6. “Migration at the dawn of the third millennium”.
The imminence of the Jubilee invites us to await the dawn of a new day for migration by calling on the “Sun of Justice”, Jesus Christ, to dispel the darkness gathering on the horizon of the countries so many are forced to leave. Christians dedicated to helping and caring for migrants find in this hope a further reason for involvement. I would like to recall here what I have already urged in my Apostolic Letter Tertio millennio adveniente: “... in the spirit of the Book of Leviticus (25:8-12), Christians will have to raise their voice on behalf of all the poor of the world, proposing the Jubilee as an appropriate time to give thought, among other things, to reducing substantially, if not canceling outright, the international debt which seriously threatens the future of many nations” (n. 51). It is well known that these nations coincide precisely with those having the greatest and most relentless rate of migration today.

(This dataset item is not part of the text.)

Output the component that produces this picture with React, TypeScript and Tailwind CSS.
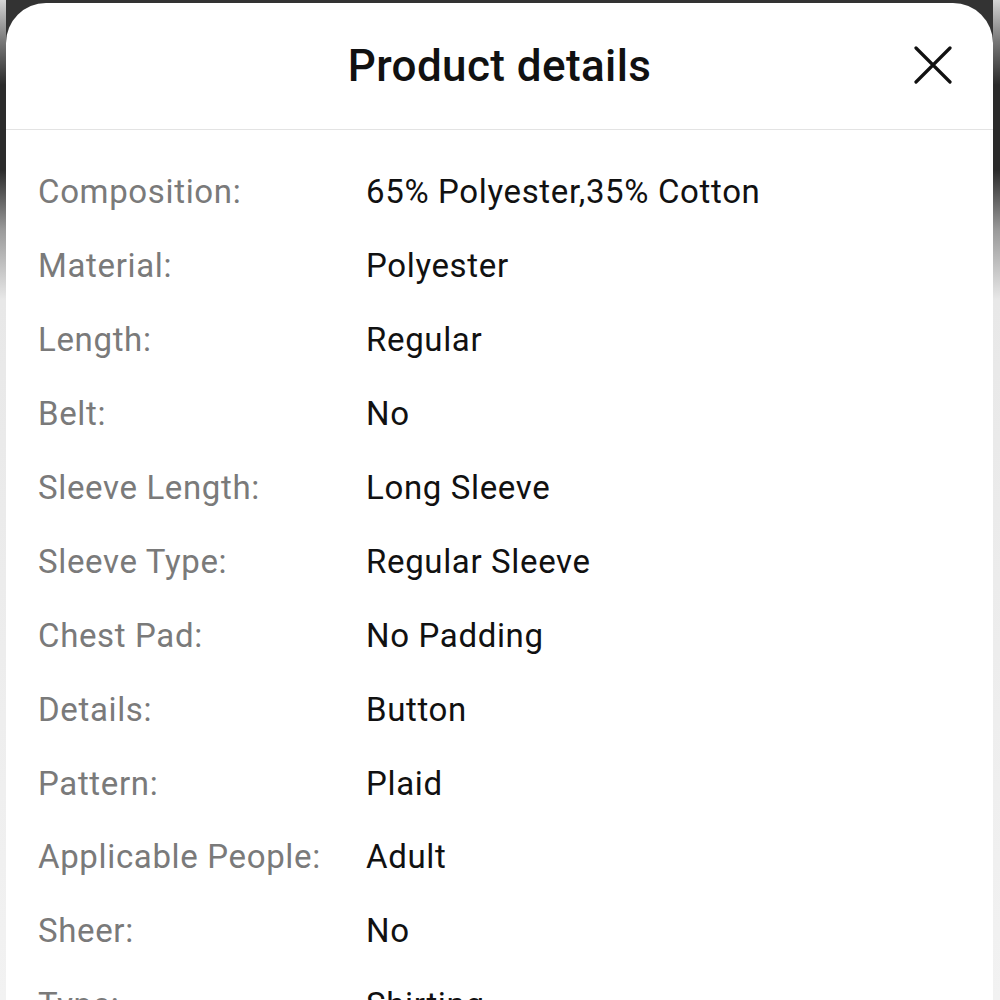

The commitment to justice in a world like ours, marked by intolerable inequalities, is an essential aspect of the preparation for celebrating the Jubilee. A significant gesture would certainly be one in which reconciliation, a genuine dimension of the Jubilee, is expressed in a form of amnesty for a broad group of these immigrants who suffer the tragedy of precarious and uncertainty more than others, namely, illegal immigrants.
In preparation for the Great Jubilee of the Year 2000, the Church has dedicated this year in particular to the Holy Spirit. Let us ask him to instil in us the same sentiments, desires and concerns as those in Christ's heart.
May the Virgin Mary, whose human life was marked by the pain of exile and migration, comfort and help those who are living far from their homeland, and inspire in everyone feelings of solidarity and acceptance towards them.
With this vision, dear brothers and sisters, as I encourage you to persevere in your valuable work, I impart a special Apostolic Blessing to you as a sign of affection, and willingly extend it to all your loved ones.